Se passate da via… Pascoli

In corrispondenza del numero 64, oggi possiamo solo immaginare cosa potesse accadere nel 1937. ()
Saul Steinberg immagine
Facciamo subito entrare in scena il nostro protagonista: Saul Steinberg (1914-1999), un guru mondiale dell’illustrazione e del disegno.
Rumeno di nascita, di famiglia ebraica, nel 1933 approda a Milano per studiare architettura presso il Politecnico. Da quell’anno sino al 1942, quando riuscì a fuggire negli Stai Uniti, a lungo perseguitato dalle leggi razziali di marca fascista, abiterà nella nostra città in vari alloggi, quasi tutti ubicati nel territorio dell’attuale Municipio 3. Da via Ampère 46 a via Giovanni Battista Martini 18, da via della Sila 34 a via Catalani 39, sino ad alloggiare presso la Casa dello Studente di viale Romagna e, soprattutto, nel 1937, al numero 64 di via Pascoli, in una camera d’affitto ubicata sopra il Bar del Grillo.
Indirizzi vari da lui stesso appuntati su un foglietto che oggi è conservato presso la Yale University.
Tutti alloggi nei pressi del Politecnico dove nel febbraio del 1940 si laureerà in Architettura, “bollato” sul diploma con uno sprezzante “di razza ebraica”.
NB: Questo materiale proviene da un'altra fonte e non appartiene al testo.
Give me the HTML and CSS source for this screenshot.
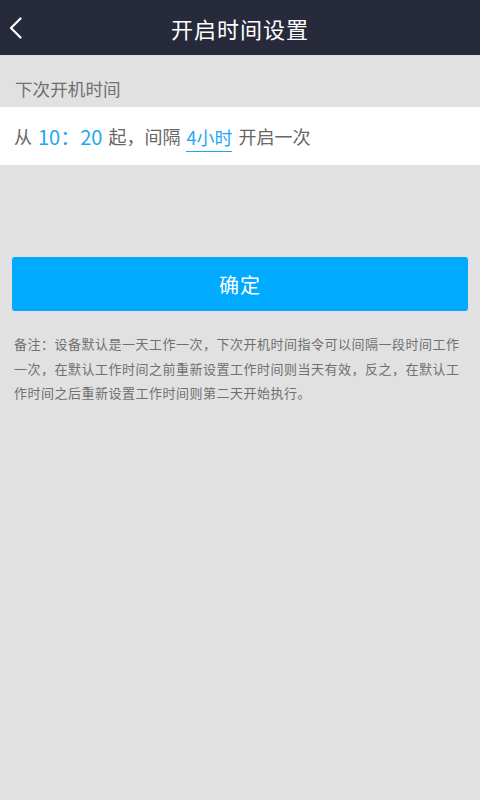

Il palazzo che ospitava in quegli anni il Bar del Grillo venne abbattuto negli anni ’70 del secolo scorso per far posto a un’altra costruzione, ma la storia ci racconta che gli interni di quel luogo, gestito dalle quattro sorelle Cavazza, erano stati progettati da Enrico Peressutti ed Ernesto Nathan Rogers, giovanissimi architetti divenuti poi famosi per avere fatto parte del gruppo BBPR, lo studio di architettura che ha realizzato, tra cento altri progetti, anche la Torre Velasca.
Il bar, ricordato per un’ottima cucina e per la balera estiva allestita nel cortile, era molto frequentato dagli studenti del vicino Politecnico alcuni dei quali vi alloggiavano.

Dalla finestra della stanza di Steinberg si poteva vedere l’inconfondibile costruzione dell’Istituto di Chimica Industriale G. Ronzoni che Carlo Emilio Gadda aveva ribattezzato “Kremlino”.
Per mantenersi agli studi, Steinberg disegnava e con una cartella di disegni sotto il braccio si era presentato presso la redazione del “Bertoldo”, un giornale umoristico che andava per la maggiore con redazione in piazza Carlo Erba 6, mitica sede della casa editrice Rizzoli.

Era l’autunno del 1936 quando “un giovane con i baffi biondi e gli occhiali” venne accolto dal capo redattore Giovannino Guareschi, che diverrà in seguito famosissimo per via delle sue storie ambientate in Emilia con protagonisti il sindaco comunista Peppone e il parroco antagonista don Camillo.
Steinberg venne affidato alle cure di Carletto “Fildiferro” Manzoni, altro umorista leggendario, che con lo studente di architettura formò in quegli anni un’accoppiata creativa vincente. Manzoni scriveva le battute e Steinberg forniva le illustrazioni.

L’effetto delle leggi razziali però non tardò a lasciare il segno. Steinberg finì dapprima a San Vittore nel 1941 e poi trasferito nel campo di internamento di Tortoreto in Abruzzo da dove, con l’aiuto dei molti amici del mondo dell’editoria, riuscì a raggiungere gli Stati Uniti nel 1942 dove iniziò subito a lavorare per The New Yorker, una prestigiosissima collaborazione durata sino alla morte.

Famoso in tutto il mondo, Steinberg ritornò più volte in Italia e a Milano, del resto parlava la nostra lingua e si vantava, a ragione, di conoscere persino il dialetto milanese al punto di affermare “per me il dialetto milanese era il dialetto dell’amore, con le sartine di Brera”.